%%

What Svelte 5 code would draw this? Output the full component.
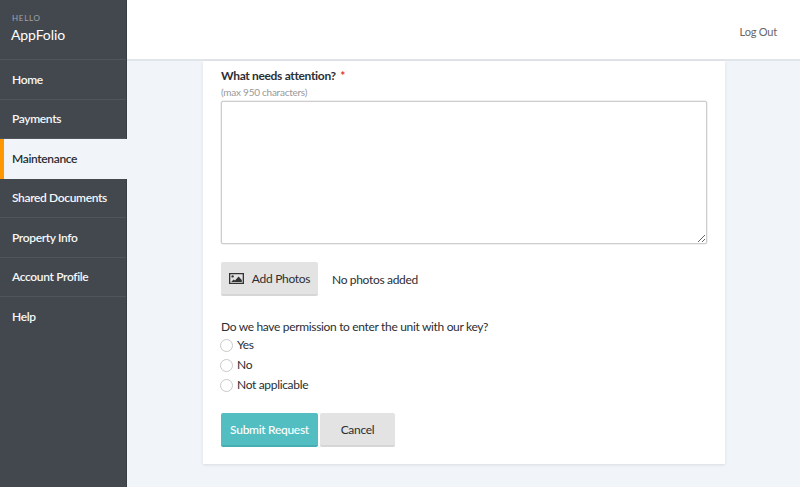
<script>
	const navItems = ['Home', 'Payments', 'Maintenance', 'Shared Documents', 'Property Info', 'Account Profile', 'Help'];
	const activeItem = 'Maintenance';
	const entryOptions = ['Yes', 'No', 'Not applicable'];
</script>

<div class="layout">
	<aside class="sidebar">
		<div class="greeting">
			<div class="hello">HELLO</div>
			<div class="company">AppFolio</div>
		</div>
		<nav>
			{#each navItems as item}
				<a href="#top" class="nav-item" class:active={item === activeItem}>{item}</a>
			{/each}
		</nav>
	</aside>

	<div class="main">
		<header class="topbar">
			<a href="#top" class="logout">Log Out</a>
		</header>

		<div class="content">
			<form class="card">
				<label class="field-label" for="attention">What needs attention? <span class="required">*</span></label>
				<div class="hint">(max 950 characters)</div>
				<textarea id="attention"></textarea>

				<div class="photos">
					<button type="button" class="btn btn-grey add-photos">
						<svg width="15" height="11" viewBox="0 0 15 11" aria-hidden="true">
							<path fill="#333" fill-rule="evenodd" d="M0 0h15v11H0zM1.3 1.3v8.4h12.4V1.3z" />
							<circle cx="3.6" cy="3.4" r="1.2" fill="#333" />
							<path fill="#333" d="M2.2 9l2.4-2.6 1.4 1.2L9.6 3.6 12.8 7v2z" />
						</svg>
						Add Photos
					</button>
					<span>No photos added</span>
				</div>

				<div class="question">Do we have permission to enter the unit with our key?</div>
				<div class="options">
					{#each entryOptions as option}
						<label class="option">
							<input type="radio" name="entry" value={option} />
							<span class="option-text">{option}</span>
						</label>
					{/each}
				</div>

				<div class="actions">
					<button type="button" class="btn btn-submit">Submit Request</button>
					<button type="button" class="btn btn-grey btn-cancel">Cancel</button>
				</div>
			</form>
		</div>
	</div>
</div>

<style>
	:global(body) {
		margin: 0;
		font-family: 'Lato', 'Noto Sans', sans-serif;
		color: #2b2e33;
	}
	.layout {
		display: flex;
		width: 800px;
		height: 487px;
		overflow: hidden;
		background: #f1f5f9;
	}
	.sidebar {
		width: 127px;
		flex: none;
		background: #43474e;
		box-sizing: border-box;
		border-right: 1px solid #3a3d43;
	}
	.greeting {
		height: 60px;
		box-sizing: border-box;
		padding: 13px 0 0 11px;
		border-bottom: 1px solid #50545b;
	}
	.hello {
		font-size: 8px;
		line-height: 10px;
		letter-spacing: 0.7px;
		color: #a2a5a9;
		padding-left: 1px;
	}
	.company {
		font-size: 14px;
		line-height: 18px;
		margin-top: 3px;
		color: #fff;
		letter-spacing: -0.1px;
	}
	nav {
		display: flex;
		flex-direction: column;
	}
	.nav-item {
		height: 39.5px;
		box-sizing: border-box;
		display: flex;
		align-items: center;
		padding-left: 12px;
		font-size: 12px;
		font-weight: 600;
		letter-spacing: -0.35px;
		color: #f6f7f8;
		text-decoration: none;
		border-bottom: 1px solid #50545b;
	}
	.nav-item:last-child {
		border-bottom: none;
	}
	.nav-item.active {
		background: #f1f5f9;
		color: #2b2e33;
		border-left: 4px solid #ff9800;
		border-bottom: none;
		padding-left: 8px;
		width: 127px;
	}
	.main {
		flex: 1;
		display: flex;
		flex-direction: column;
		min-width: 0;
	}
	.topbar {
		height: 61px;
		flex: none;
		box-sizing: border-box;
		background: #fff;
		border-bottom: 2px solid #e1e4e8;
		display: flex;
		align-items: center;
		justify-content: flex-end;
		padding: 3px 23px 0 0;
	}
	.logout {
		font-size: 11px;
		letter-spacing: -0.2px;
		color: #666;
		text-decoration: none;
	}
	.content {
		padding-left: 76px;
	}
	.card {
		width: 522px;
		height: 403px;
		box-sizing: border-box;
		background: #fff;
		padding: 7px 18px 0;
		box-shadow: 0 1px 3px rgba(0, 0, 0, 0.1);
		font-size: 12px;
		letter-spacing: -0.33px;
	}
	.field-label {
		display: block;
		font-weight: 700;
		font-size: 12px;
		line-height: 16px;
		color: #2d2f33;
	}
	.required {
		color: #e03030;
		margin-left: 2px;
	}
	.hint {
		font-size: 10px;
		letter-spacing: -0.25px;
		line-height: 14px;
		color: #999;
		margin-top: 1px;
	}
	textarea {
		display: block;
		width: 486px;
		height: 143px;
		box-sizing: border-box;
		margin: 2px 0 0;
		border: 1px solid #cdcdcd;
		border-radius: 2px;
		background: #fff;
		outline: none;
		box-shadow: 0 0 0 0.5px #e2e2e2;
	}
	.photos {
		display: flex;
		align-items: center;
		gap: 14px;
		margin-top: 18px;
	}
	.btn {
		height: 34px;
		box-sizing: border-box;
		border: none;
		border-bottom: 2px solid transparent;
		border-radius: 2px;
		font-family: inherit;
		font-size: 12px;
		letter-spacing: -0.3px;
		display: inline-flex;
		align-items: center;
		justify-content: center;
		padding: 0;
	}
	.btn-grey {
		background: #e3e3e3;
		border-bottom-color: #d6d6d6;
		color: #2b2e33;
	}
	.add-photos {
		width: 97px;
		gap: 8px;
	}
	.question {
		margin-top: 23px;
		line-height: 16px;
	}
	.options {
		display: flex;
		flex-direction: column;
		gap: 4px;
		margin-top: 2px;
	}
	.option {
		display: flex;
		align-items: center;
		gap: 4px;
		height: 16px;
	}
	.option-text {
		margin-top: -1px;
	}
	input[type='radio'] {
		appearance: none;
		width: 13px;
		height: 13px;
		margin: 0 0 0 -1px;
		border: 1px solid #c9c9c9;
		border-radius: 50%;
		background: #fff;
	}
	.actions {
		display: flex;
		gap: 2px;
		margin-top: 20px;
	}
	.btn-submit {
		width: 97px;
		background: #52bec2;
		border-bottom-color: #45aeb2;
		color: #fff;
		font-weight: 500;
	}
	.btn-cancel {
		width: 75px;
	}
</style>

%%

*Instructions for the task*:
Scan the material above. Copy each line where "What" occurs.

*Exercise solution*:
What Svelte 5 code would draw this? Output the full component.
				<label class="field-label" for="attention">What needs attention? <span class="required">*</span></label>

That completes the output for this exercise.